L'ingresso della clinica di Udine.

UDINE Quella semplice presenza che il mondo aspetta

Sabato 7 febbraio un gruppo di ragazzi di Gioventù Studentesca va in caritativa, come sempre da anni, alla clinica La Quiete di Udine. Ma stavolta c'è una porta oltre la quale non si può andare...
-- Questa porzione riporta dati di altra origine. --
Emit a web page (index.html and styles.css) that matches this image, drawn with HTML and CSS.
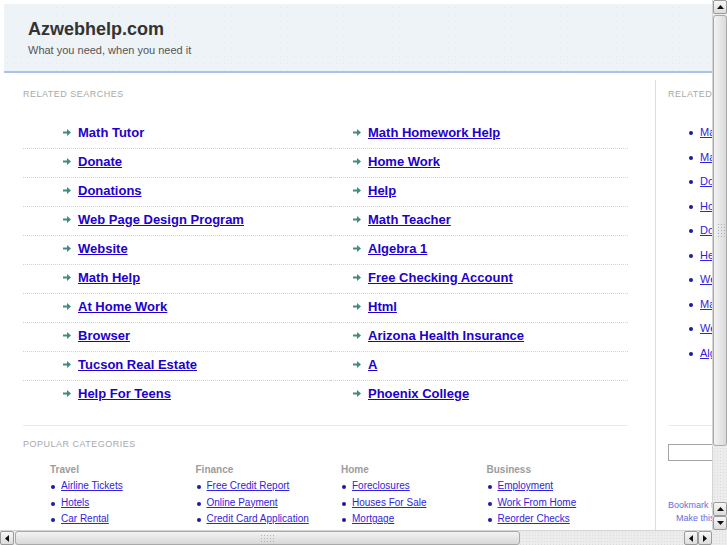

Sabato pomeriggio, ore 15. Come facciamo ogni settimana da anni io e mio marito andiamo in caritativa all’Ospizio con un gruppo di ragazzi di Gs. Ma oggi 7 febbraio 2009 davanti al cancello della Quiete ci sono carabinieri, giornalisti, dimostranti… Vado a concordare coi portinai le modalità di ingresso: «Siamo il gruppo del sabato pomeriggio, ci sono problemi?». Risposta: «Proprio non era il caso... Da chi andate?». Mentre cerco di ricordare i nomi, Andrea, Maria, Dirce, e mi rendo conto di non conoscere i cognomi, riconosco tra gli agenti il padre di un mio alunno. Gli spiego la situazione, confabula coi portinai, ci fa passare. Entriamo nel cortile come un piccolo plotone. I ragazzi non sono stati mai così numerosi e puntuali. Ci disponiamo come sempre in cerchio per dire una preghiera e leggere un brano del libretto sulla caritativa di don Giussani: «Ma il Cristo è presente adesso: non “è stato”, non “è nato”, ma “c’è”, “nasce”». I carabinieri passano a coppie, un agente in borghese si finge indifferente visitatore. La scena è irreale; i ragazzi attentissimi. Un anziano un po’ burlone si è vestito da carnevale, ma è molto turbato. Ci spiega che c’è una porta dove non si può andare, che dicono che ci sia una ragazza che ha avuto un incidente, e chiede a noi: «Perché è qui? Cosa le fanno?». Non osiamo dirgli la verità: lui lì ci deve restare. Ci disperdiamo per i reparti: gli ospiti in grado di capire sono sconcertati dall’andirivieni; anche il personale è un po’ nervoso (ci sono gli ispettori). Accompagnando un’anziana in carrozzella alla sala cinema incrocio un uomo, sguardo basso e passo veloce: è l’ anestesista responsabile del “trattamento” di Eluana... Mi pare di cogliere nel suo sguardo, nel suo muoversi, il desiderio di sfuggire, forse, non solo ai curiosi. L’ora passa veloce. Ci ritroviamo in cortile, il cerchio, la preghiera: un Gloria. In quei giovani visi, in quegli sguardi limpidi, in quell’attenzione rinnovata oggi più seria, più vera, mi è evidente cosa sia la speranza e che è questa nostra semplice presenza: la testimonianza ad un mondo che “è così grande e Lo aspetta”.